Using jSoup To Sanitize Untrusted HTML In ColdFusion

By Ben Nadel

Published 2024-11-07 in ColdFusion — Comments (3)

For years, I've been using the OWASP AntiSamy project to sanitize untrusted HTML in ColdFusion. And for years, James Moberg has suggested that I just use JSoup. I'm not one to switch tools unnecessarily. However, when I went to install AntiSamy in a new project and remembered just how many JAR files were required, I figured it was time to look at JSoup's single JAR approach to cleaning and sanitizing HTML.

JSoup is an amazing Java library that brings the magic of jQuery's fluent API and effortless document object model (DOM) manipulation into the server-side world of ColdFusion. I use it quite heavily on this blog to post-process and normalize my content, extract OpenGraph tag data, insert <h2> anchor links, and parse GitHub Gist data (just to name a few things). In short, it's been tremendously helpful.

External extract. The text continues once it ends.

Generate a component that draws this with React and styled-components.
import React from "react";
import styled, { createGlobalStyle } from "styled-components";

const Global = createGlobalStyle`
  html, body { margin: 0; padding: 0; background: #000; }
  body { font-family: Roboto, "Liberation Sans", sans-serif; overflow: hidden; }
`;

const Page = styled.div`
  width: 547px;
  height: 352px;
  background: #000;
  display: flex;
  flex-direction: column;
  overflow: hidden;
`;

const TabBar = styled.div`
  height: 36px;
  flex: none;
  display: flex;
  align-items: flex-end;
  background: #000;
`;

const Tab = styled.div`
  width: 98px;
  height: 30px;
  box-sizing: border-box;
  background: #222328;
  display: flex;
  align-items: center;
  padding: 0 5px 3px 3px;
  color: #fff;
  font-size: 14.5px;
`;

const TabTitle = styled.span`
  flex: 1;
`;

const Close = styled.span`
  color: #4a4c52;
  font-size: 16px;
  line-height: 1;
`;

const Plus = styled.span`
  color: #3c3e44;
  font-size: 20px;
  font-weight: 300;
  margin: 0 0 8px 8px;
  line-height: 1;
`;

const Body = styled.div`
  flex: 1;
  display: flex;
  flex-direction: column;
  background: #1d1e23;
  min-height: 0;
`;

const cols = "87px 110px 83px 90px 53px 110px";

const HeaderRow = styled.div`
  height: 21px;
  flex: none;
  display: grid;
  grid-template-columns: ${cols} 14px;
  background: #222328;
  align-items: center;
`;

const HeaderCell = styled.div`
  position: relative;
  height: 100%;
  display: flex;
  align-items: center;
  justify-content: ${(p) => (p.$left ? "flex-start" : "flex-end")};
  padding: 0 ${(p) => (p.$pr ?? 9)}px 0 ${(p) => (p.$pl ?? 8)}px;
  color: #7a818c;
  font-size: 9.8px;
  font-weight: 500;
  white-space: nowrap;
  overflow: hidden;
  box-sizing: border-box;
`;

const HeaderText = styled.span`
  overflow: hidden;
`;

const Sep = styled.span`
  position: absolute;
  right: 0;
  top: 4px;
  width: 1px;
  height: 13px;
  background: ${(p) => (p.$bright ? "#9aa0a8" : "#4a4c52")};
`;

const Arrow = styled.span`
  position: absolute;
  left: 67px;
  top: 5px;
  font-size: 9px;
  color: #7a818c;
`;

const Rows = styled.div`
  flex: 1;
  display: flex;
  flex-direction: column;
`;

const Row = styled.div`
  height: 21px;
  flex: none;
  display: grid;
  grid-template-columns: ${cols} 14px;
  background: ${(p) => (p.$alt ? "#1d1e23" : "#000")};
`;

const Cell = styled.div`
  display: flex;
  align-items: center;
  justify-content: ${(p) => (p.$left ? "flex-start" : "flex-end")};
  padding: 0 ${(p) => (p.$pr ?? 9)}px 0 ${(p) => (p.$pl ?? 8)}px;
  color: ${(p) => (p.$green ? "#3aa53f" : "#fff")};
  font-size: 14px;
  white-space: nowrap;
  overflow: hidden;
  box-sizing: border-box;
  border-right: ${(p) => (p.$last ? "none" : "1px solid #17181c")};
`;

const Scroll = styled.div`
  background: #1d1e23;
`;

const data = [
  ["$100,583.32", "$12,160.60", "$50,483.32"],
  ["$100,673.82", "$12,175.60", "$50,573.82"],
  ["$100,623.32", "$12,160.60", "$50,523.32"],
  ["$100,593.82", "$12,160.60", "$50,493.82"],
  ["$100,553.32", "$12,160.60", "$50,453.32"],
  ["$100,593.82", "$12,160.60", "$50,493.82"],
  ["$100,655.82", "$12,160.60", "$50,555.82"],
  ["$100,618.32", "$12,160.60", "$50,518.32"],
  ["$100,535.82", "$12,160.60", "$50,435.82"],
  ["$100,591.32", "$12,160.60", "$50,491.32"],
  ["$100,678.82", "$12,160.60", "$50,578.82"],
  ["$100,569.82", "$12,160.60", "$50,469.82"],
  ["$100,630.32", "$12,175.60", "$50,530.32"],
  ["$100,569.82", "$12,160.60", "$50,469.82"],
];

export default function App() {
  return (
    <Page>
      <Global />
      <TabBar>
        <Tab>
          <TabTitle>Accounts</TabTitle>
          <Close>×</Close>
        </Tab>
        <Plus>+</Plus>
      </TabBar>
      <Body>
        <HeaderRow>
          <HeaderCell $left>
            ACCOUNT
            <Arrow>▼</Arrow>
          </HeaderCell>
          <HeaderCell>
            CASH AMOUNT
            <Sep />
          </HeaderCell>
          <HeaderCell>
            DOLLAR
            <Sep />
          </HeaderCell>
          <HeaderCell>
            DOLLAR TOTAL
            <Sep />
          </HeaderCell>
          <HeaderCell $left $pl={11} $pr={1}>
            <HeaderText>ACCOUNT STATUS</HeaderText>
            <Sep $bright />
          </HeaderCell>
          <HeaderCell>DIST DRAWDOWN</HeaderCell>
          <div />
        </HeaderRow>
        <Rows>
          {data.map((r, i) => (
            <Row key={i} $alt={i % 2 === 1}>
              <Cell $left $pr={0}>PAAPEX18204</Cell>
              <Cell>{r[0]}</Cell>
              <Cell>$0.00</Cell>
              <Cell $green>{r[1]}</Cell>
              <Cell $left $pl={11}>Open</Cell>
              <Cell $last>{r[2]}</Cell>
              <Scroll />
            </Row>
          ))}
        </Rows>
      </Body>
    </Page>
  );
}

But, I've only ever used it to operate on trusted HTML content—either content that I've written personally; or, content that's first been run through AntiSamy's sanitization process. JSoup exposes functionality similar to AntiSamy through the org.jsoup.safety package and its Safelist and Cleaner classes.

I love the fact that JSoup doesn't use XML! While AntiSamy's XML-based configuration files work perfectly well, it feels a bit anachronistic in 2024. JSoup's answer to this is to provide a "builder pattern" that exposes a fluent API for defining an allowlist of tags, attributes, and protocols that can appear in the source document.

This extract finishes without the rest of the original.